-- Start of Recorded information --
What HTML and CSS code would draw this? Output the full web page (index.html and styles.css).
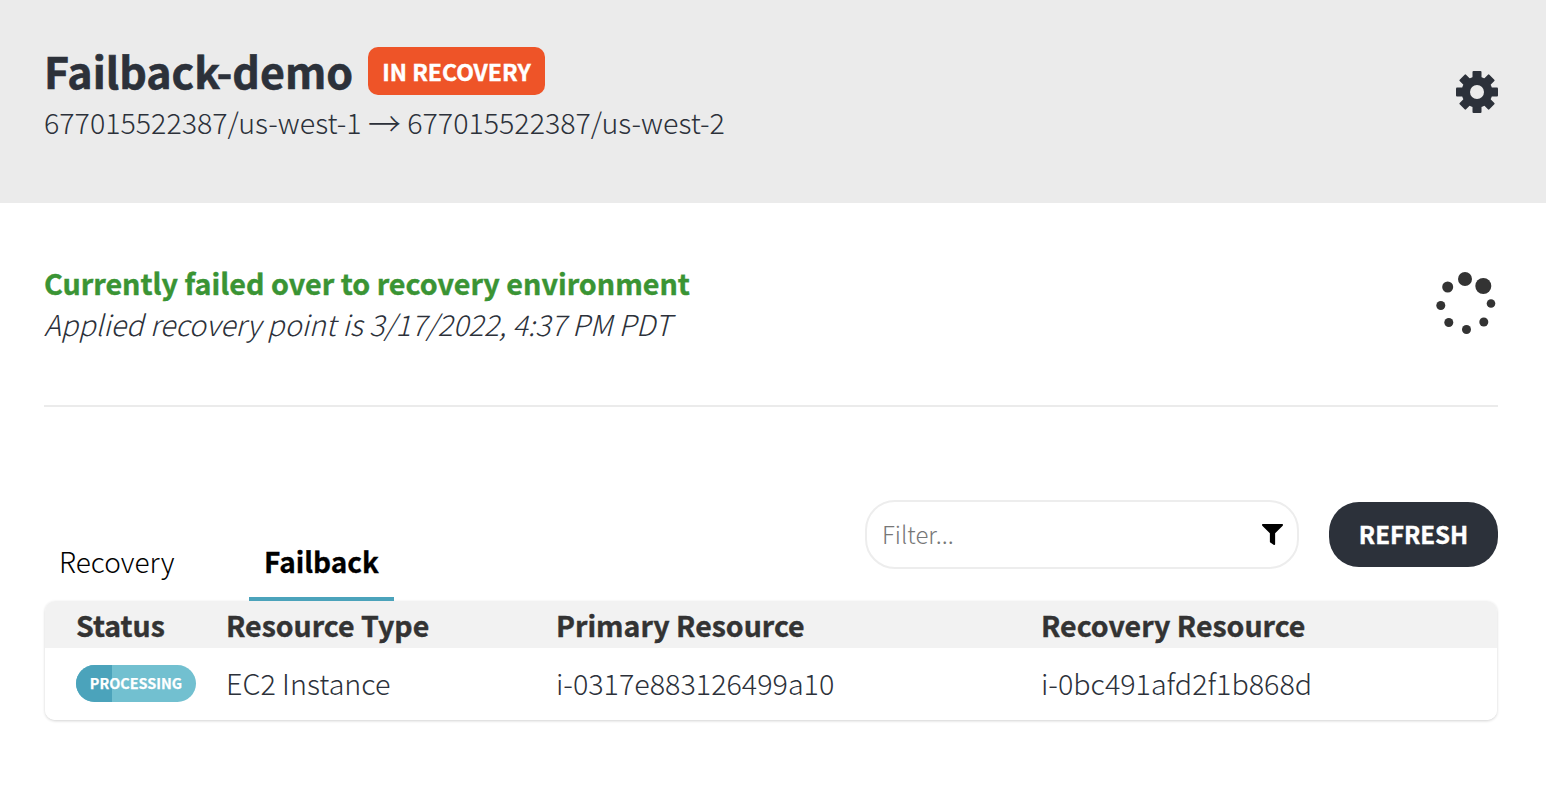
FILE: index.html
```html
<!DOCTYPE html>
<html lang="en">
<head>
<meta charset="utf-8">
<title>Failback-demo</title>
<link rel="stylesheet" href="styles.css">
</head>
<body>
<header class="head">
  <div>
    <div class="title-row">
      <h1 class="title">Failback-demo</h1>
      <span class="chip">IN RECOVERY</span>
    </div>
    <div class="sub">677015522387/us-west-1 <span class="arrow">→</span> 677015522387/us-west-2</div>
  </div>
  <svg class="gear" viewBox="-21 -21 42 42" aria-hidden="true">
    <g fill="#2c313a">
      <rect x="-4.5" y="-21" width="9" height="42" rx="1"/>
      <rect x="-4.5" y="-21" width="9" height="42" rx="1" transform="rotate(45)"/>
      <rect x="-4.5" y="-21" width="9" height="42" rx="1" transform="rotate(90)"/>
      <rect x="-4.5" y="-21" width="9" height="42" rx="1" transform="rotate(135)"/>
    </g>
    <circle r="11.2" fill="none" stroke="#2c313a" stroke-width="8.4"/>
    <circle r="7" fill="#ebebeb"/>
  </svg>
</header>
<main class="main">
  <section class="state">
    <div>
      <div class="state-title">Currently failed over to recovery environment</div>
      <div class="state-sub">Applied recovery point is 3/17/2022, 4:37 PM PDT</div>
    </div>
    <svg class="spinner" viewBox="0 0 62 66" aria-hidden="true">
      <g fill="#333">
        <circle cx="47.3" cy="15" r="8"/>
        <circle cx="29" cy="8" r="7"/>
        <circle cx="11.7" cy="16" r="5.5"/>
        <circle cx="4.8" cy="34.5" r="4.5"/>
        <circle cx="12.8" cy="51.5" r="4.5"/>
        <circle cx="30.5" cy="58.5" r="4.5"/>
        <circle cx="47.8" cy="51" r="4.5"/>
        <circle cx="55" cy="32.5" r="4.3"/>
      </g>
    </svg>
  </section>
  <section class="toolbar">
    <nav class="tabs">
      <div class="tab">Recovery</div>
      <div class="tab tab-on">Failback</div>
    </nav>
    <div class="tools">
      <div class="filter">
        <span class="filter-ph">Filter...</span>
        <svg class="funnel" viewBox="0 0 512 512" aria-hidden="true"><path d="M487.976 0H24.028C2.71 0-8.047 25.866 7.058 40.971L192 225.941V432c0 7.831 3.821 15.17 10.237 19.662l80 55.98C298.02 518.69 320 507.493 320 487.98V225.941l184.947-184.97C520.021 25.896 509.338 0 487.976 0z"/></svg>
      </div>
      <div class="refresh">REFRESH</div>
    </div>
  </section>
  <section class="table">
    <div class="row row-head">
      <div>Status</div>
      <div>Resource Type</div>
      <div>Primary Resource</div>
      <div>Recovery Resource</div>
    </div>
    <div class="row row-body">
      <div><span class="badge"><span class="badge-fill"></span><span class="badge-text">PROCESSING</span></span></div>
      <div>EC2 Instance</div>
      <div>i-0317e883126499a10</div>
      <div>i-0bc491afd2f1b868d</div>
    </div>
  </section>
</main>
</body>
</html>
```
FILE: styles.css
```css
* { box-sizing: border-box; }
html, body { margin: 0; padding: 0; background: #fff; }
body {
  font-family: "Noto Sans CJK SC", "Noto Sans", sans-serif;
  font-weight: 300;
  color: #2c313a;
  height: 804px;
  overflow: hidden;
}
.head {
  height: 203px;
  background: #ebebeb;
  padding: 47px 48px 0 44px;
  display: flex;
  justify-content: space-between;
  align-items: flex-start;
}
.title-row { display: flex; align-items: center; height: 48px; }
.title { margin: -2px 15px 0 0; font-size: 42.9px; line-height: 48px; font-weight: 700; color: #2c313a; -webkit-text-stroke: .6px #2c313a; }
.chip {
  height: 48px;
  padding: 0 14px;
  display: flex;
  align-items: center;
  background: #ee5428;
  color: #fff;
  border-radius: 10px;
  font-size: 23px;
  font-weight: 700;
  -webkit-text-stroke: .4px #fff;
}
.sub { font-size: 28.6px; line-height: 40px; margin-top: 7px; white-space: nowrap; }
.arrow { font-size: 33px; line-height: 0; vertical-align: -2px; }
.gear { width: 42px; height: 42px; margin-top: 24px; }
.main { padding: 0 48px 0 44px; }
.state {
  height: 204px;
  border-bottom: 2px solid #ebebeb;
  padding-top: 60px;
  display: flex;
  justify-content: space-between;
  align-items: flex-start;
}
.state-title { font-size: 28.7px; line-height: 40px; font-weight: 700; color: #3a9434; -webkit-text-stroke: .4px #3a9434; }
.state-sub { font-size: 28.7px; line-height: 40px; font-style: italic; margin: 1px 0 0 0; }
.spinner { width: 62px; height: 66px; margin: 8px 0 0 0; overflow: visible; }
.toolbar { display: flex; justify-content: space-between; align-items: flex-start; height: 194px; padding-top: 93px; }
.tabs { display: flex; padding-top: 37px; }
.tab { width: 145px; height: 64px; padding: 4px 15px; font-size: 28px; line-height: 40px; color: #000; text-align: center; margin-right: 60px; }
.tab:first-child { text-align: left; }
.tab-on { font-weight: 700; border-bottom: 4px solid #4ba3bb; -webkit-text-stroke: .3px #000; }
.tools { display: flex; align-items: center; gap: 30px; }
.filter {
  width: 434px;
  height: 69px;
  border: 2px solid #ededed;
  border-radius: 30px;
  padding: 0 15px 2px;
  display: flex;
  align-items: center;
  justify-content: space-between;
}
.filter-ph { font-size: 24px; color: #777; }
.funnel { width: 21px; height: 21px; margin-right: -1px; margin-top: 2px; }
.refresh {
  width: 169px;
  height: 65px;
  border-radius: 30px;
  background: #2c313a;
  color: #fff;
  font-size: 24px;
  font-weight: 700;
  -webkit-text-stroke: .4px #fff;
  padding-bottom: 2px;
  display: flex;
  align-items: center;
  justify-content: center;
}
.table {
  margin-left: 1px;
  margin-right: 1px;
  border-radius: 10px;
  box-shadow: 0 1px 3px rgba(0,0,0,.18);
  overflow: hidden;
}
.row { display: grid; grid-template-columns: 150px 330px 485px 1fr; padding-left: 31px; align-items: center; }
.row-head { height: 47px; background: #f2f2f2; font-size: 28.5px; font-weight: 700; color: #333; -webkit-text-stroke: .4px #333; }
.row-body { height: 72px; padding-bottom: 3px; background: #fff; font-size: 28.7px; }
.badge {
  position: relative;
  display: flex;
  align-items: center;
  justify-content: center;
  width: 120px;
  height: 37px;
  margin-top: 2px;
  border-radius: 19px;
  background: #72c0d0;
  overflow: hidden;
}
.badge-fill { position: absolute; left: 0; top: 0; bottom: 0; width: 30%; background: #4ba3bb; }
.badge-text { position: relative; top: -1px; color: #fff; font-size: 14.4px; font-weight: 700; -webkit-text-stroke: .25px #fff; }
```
-- End of Recorded information --
*Problem details:* In your copy of the listing above, reproduce each line exactly and omit all pictures.

*Result of the exercise:*
What HTML and CSS code would draw this? Output the full web page (index.html and styles.css).
FILE: index.html
```html
<!DOCTYPE html>
<html lang="en">
<head>
<meta charset="utf-8">
<title>Failback-demo</title>
<link rel="stylesheet" href="styles.css">
</head>
<body>
<header class="head">
  <div>
    <div class="title-row">
      <h1 class="title">Failback-demo</h1>
      <span class="chip">IN RECOVERY</span>
    </div>
    <div class="sub">677015522387/us-west-1 <span class="arrow">→</span> 677015522387/us-west-2</div>
  </div>
  <svg class="gear" viewBox="-21 -21 42 42" aria-hidden="true">
    <g fill="#2c313a">
      <rect x="-4.5" y="-21" width="9" height="42" rx="1"/>
      <rect x="-4.5" y="-21" width="9" height="42" rx="1" transform="rotate(45)"/>
      <rect x="-4.5" y="-21" width="9" height="42" rx="1" transform="rotate(90)"/>
      <rect x="-4.5" y="-21" width="9" height="42" rx="1" transform="rotate(135)"/>
    </g>
    <circle r="11.2" fill="none" stroke="#2c313a" stroke-width="8.4"/>
    <circle r="7" fill="#ebebeb"/>
  </svg>
</header>
<main class="main">
  <section class="state">
    <div>
      <div class="state-title">Currently failed over to recovery environment</div>
      <div class="state-sub">Applied recovery point is 3/17/2022, 4:37 PM PDT</div>
    </div>
    <svg class="spinner" viewBox="0 0 62 66" aria-hidden="true">
      <g fill="#333">
        <circle cx="47.3" cy="15" r="8"/>
        <circle cx="29" cy="8" r="7"/>
        <circle cx="11.7" cy="16" r="5.5"/>
        <circle cx="4.8" cy="34.5" r="4.5"/>
        <circle cx="12.8" cy="51.5" r="4.5"/>
        <circle cx="30.5" cy="58.5" r="4.5"/>
        <circle cx="47.8" cy="51" r="4.5"/>
        <circle cx="55" cy="32.5" r="4.3"/>
      </g>
    </svg>
  </section>
  <section class="toolbar">
    <nav class="tabs">
      <div class="tab">Recovery</div>
      <div class="tab tab-on">Failback</div>
    </nav>
    <div class="tools">
      <div class="filter">
        <span class="filter-ph">Filter...</span>
        <svg class="funnel" viewBox="0 0 512 512" aria-hidden="true"><path d="M487.976 0H24.028C2.71 0-8.047 25.866 7.058 40.971L192 225.941V432c0 7.831 3.821 15.17 10.237 19.662l80 55.98C298.02 518.69 320 507.493 320 487.98V225.941l184.947-184.97C520.021 25.896 509.338 0 487.976 0z"/></svg>
      </div>
      <div class="refresh">REFRESH</div>
    </div>
  </section>
  <section class="table">
    <div class="row row-head">
      <div>Status</div>
      <div>Resource Type</div>
      <div>Primary Resource</div>
      <div>Recovery Resource</div>
    </div>
    <div class="row row-body">
      <div><span class="badge"><span class="badge-fill"></span><span class="badge-text">PROCESSING</span></span></div>
      <div>EC2 Instance</div>
      <div>i-0317e883126499a10</div>
      <div>i-0bc491afd2f1b868d</div>
    </div>
  </section>
</main>
</body>
</html>
```
FILE: styles.css
```css
* { box-sizing: border-box; }
html, body { margin: 0; padding: 0; background: #fff; }
body {
  font-family: "Noto Sans CJK SC", "Noto Sans", sans-serif;
  font-weight: 300;
  color: #2c313a;
  height: 804px;
  overflow: hidden;
}
.head {
  height: 203px;
  background: #ebebeb;
  padding: 47px 48px 0 44px;
  display: flex;
  justify-content: space-between;
  align-items: flex-start;
}
.title-row { display: flex; align-items: center; height: 48px; }
.title { margin: -2px 15px 0 0; font-size: 42.9px; line-height: 48px; font-weight: 700; color: #2c313a; -webkit-text-stroke: .6px #2c313a; }
.chip {
  height: 48px;
  padding: 0 14px;
  display: flex;
  align-items: center;
  background: #ee5428;
  color: #fff;
  border-radius: 10px;
  font-size: 23px;
  font-weight: 700;
  -webkit-text-stroke: .4px #fff;
}
.sub { font-size: 28.6px; line-height: 40px; margin-top: 7px; white-space: nowrap; }
.arrow { font-size: 33px; line-height: 0; vertical-align: -2px; }
.gear { width: 42px; height: 42px; margin-top: 24px; }
.main { padding: 0 48px 0 44px; }
.state {
  height: 204px;
  border-bottom: 2px solid #ebebeb;
  padding-top: 60px;
  display: flex;
  justify-content: space-between;
  align-items: flex-start;
}
.state-title { font-size: 28.7px; line-height: 40px; font-weight: 700; color: #3a9434; -webkit-text-stroke: .4px #3a9434; }
.state-sub { font-size: 28.7px; line-height: 40px; font-style: italic; margin: 1px 0 0 0; }
.spinner { width: 62px; height: 66px; margin: 8px 0 0 0; overflow: visible; }
.toolbar { display: flex; justify-content: space-between; align-items: flex-start; height: 194px; padding-top: 93px; }
.tabs { display: flex; padding-top: 37px; }
.tab { width: 145px; height: 64px; padding: 4px 15px; font-size: 28px; line-height: 40px; color: #000; text-align: center; margin-right: 60px; }
.tab:first-child { text-align: left; }
.tab-on { font-weight: 700; border-bottom: 4px solid #4ba3bb; -webkit-text-stroke: .3px #000; }
.tools { display: flex; align-items: center; gap: 30px; }
.filter {
  width: 434px;
  height: 69px;
  border: 2px solid #ededed;
  border-radius: 30px;
  padding: 0 15px 2px;
  display: flex;
  align-items: center;
  justify-content: space-between;
}
.filter-ph { font-size: 24px; color: #777; }
.funnel { width: 21px; height: 21px; margin-right: -1px; margin-top: 2px; }
.refresh {
  width: 169px;
  height: 65px;
  border-radius: 30px;
  background: #2c313a;
  color: #fff;
  font-size: 24px;
  font-weight: 700;
  -webkit-text-stroke: .4px #fff;
  padding-bottom: 2px;
  display: flex;
  align-items: center;
  justify-content: center;
}
.table {
  margin-left: 1px;
  margin-right: 1px;
  border-radius: 10px;
  box-shadow: 0 1px 3px rgba(0,0,0,.18);
  overflow: hidden;
}
.row { display: grid; grid-template-columns: 150px 330px 485px 1fr; padding-left: 31px; align-items: center; }
.row-head { height: 47px; background: #f2f2f2; font-size: 28.5px; font-weight: 700; color: #333; -webkit-text-stroke: .4px #333; }
.row-body { height: 72px; padding-bottom: 3px; background: #fff; font-size: 28.7px; }
.badge {
  position: relative;
  display: flex;
  align-items: center;
  justify-content: center;
  width: 120px;
  height: 37px;
  margin-top: 2px;
  border-radius: 19px;
  background: #72c0d0;
  overflow: hidden;
}
.badge-fill { position: absolute; left: 0; top: 0; bottom: 0; width: 30%; background: #4ba3bb; }
.badge-text { position: relative; top: -1px; color: #fff; font-size: 14.4px; font-weight: 700; -webkit-text-stroke: .25px #fff; }
```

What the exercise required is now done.